After days and weeks of 70-degree weather, Kilgore will have more seasonable December temperatures for the rest of the week.
Monday night and Tuesday’s rain gave way to a cold front that brought with it 50-degree temperatures.
“That’s pretty much the way of it through the remainder of the work week,” said Brandi Hughes, National Weather Service meteorologist in Shreveport.
Thursday could see overnight low temperature drop below the freezing mark of 32-degree Fahrenheit, according to the National Weather Service.
Hughes does not expect any wintery precipitation with this system, but many locations received between half an inch to an inch-and-a-half of rain. The rest of the week should be dry, she said.
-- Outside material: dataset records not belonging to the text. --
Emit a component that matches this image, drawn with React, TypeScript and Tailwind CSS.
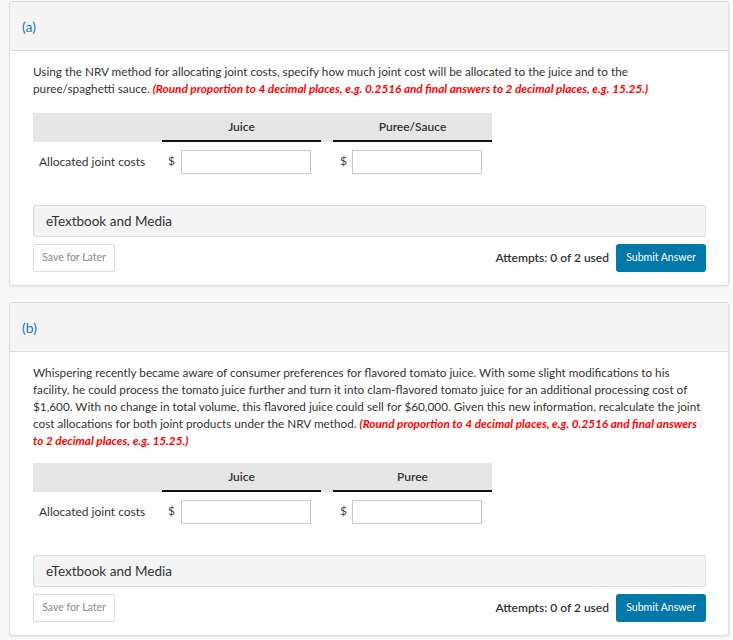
import React from "react";

const font = { fontFamily: "Lato, 'Noto Sans', sans-serif" };

function Table({ second }: { second: string }) {
  return (
    <div className="w-[459px] text-[12px] text-[#333]">
      <div className="flex h-[29px] bg-[#e6e6e6]">
        <div className="w-[129px]" />
        <div className="w-[159px] flex items-center justify-center border-b-2 border-[#111] font-semibold">Juice</div>
        <div className="w-[12px]" />
        <div className="w-[159px] flex items-center justify-center border-b-2 border-[#111] font-semibold">{second}</div>
      </div>
      <div className="flex items-center mt-[8px] h-[24px]">
        <div className="w-[129px] pl-[6px]">Allocated joint costs</div>
        <div className="w-[159px] flex items-center">
          <span className="w-[19px] pl-[6px] text-[#444] self-start pt-[2px]">$</span>
          <input className="w-[130px] h-[24px] border border-[#c9c9c9] bg-white outline-none" />
        </div>
        <div className="w-[12px]" />
        <div className="w-[159px] flex items-center">
          <span className="w-[19px] pl-[7px] text-[#444] self-start pt-[2px]">$</span>
          <input className="w-[130px] h-[24px] border border-[#c9c9c9] bg-white outline-none" />
        </div>
      </div>
    </div>
  );
}

function Card({
  label,
  text,
  second,
  textMb,
}: {
  label: string;
  text: React.ReactNode;
  second: string;
  textMb: string;
}) {
  return (
    <div className="ml-[9px] w-[720px] bg-white border border-[#dcdcdc] rounded-[3px] shadow-[0_1px_2px_rgba(0,0,0,0.08)]">
      <div className="h-[49px] bg-[#f4f4f4] border-b border-[#dcdcdc] flex items-center pl-[12px] text-[14px] text-[#1a79b8]">
        {label}
      </div>
      <div className="pl-[23px] pr-[22px] pt-[12px] pb-[13px]">
        <p className={`text-[11.75px] leading-[17px] text-[#333] ${textMb}`}>{text}</p>
        <Table second={second} />
        <div className="mt-[31px] h-[32px] bg-[#f4f4f4] border border-[#dcdcdc] rounded-[2px] flex items-center pl-[12px] text-[13.5px] text-[#333]">
          eTextbook and Media
        </div>
        <div className="mt-[7px] flex items-center justify-between">
          <button className="h-[28px] w-[82px] bg-white border border-[#dcdcdc] rounded-[2px] text-[10.5px] text-[#8a8a8a]">
            Save for Later
          </button>
          <div className="flex items-center gap-[7px]">
            <span className="text-[12px] font-semibold text-[#333]">Attempts: 0 of 2 used</span>
            <button className="h-[28px] w-[90px] bg-[#0277a9] rounded-[3px] text-[10.5px] text-white">
              Submit Answer
            </button>
          </div>
        </div>
      </div>
    </div>
  );
}

const red = (s: string) => <span className="text-[#ff0000] font-bold italic">{s}</span>;

export default function App() {
  return (
    <div style={font} className="w-[733px] h-[640px] bg-[#f9f9f9] pt-[1px]">
      <Card
        label="(a)"
        second="Puree/Sauce"
        textMb="mb-[16px]"
        text={
          <>
            Using the NRV method for allocating joint costs, specify how much joint cost will be allocated to the juice and to the puree/spaghetti sauce.{" "}
            {red("(Round proportion to 4 decimal places, e.g. 0.2516 and final answers to 2 decimal places, e.g. 15.25.)")}
          </>
        }
      />
      <div className="h-[16px]" />
      <Card
        label="(b)"
        second="Puree"
        textMb="mb-[14px]"
        text={
          <>
            Whispering recently became aware of consumer preferences for flavored tomato juice. With some slight modifications to his facility, he could process the tomato juice further and turn it into clam-flavored tomato juice for an additional processing cost of $1,600. With no change in total volume, this flavored juice could sell for $60,000. Given this new information, recalculate the joint cost allocations for both joint products under the NRV method.{" "}
            {red("(Round proportion to 4 decimal places, e.g. 0.2516 and final answers to 2 decimal places, e.g. 15.25.)")}
          </>
        }
      />
    </div>
  );
}
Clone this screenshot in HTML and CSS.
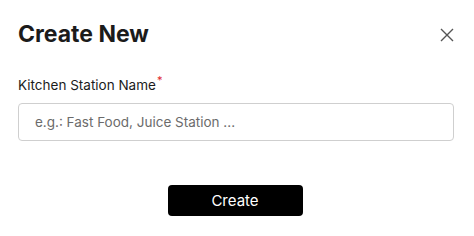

While the rain is helpful, she said, the East Texas region needs “several really good two inch to four inch rains” to make significant progress on the drought situation.
Neither Gregg County nor Rusk County is under a burn ban, but the two counties are still in moderate to severe droughts, according to the Drought Monitor, put together by the National Drought Mitigation Center at the University of Nebraska-Lincoln.
Texas A&M AgriLife’s Keetch-Byram Drought Index, which is used to issue burn bans, determines the forest fire potential and rates areas of Texas on a scale from 0-200 and 700-800, with 0 showing no moisture depletion in vegetation and 800 representing “absolutely dry conditions.” Gregg and Rusk Counties are in the 500-600 and 600-700 categories on the scale.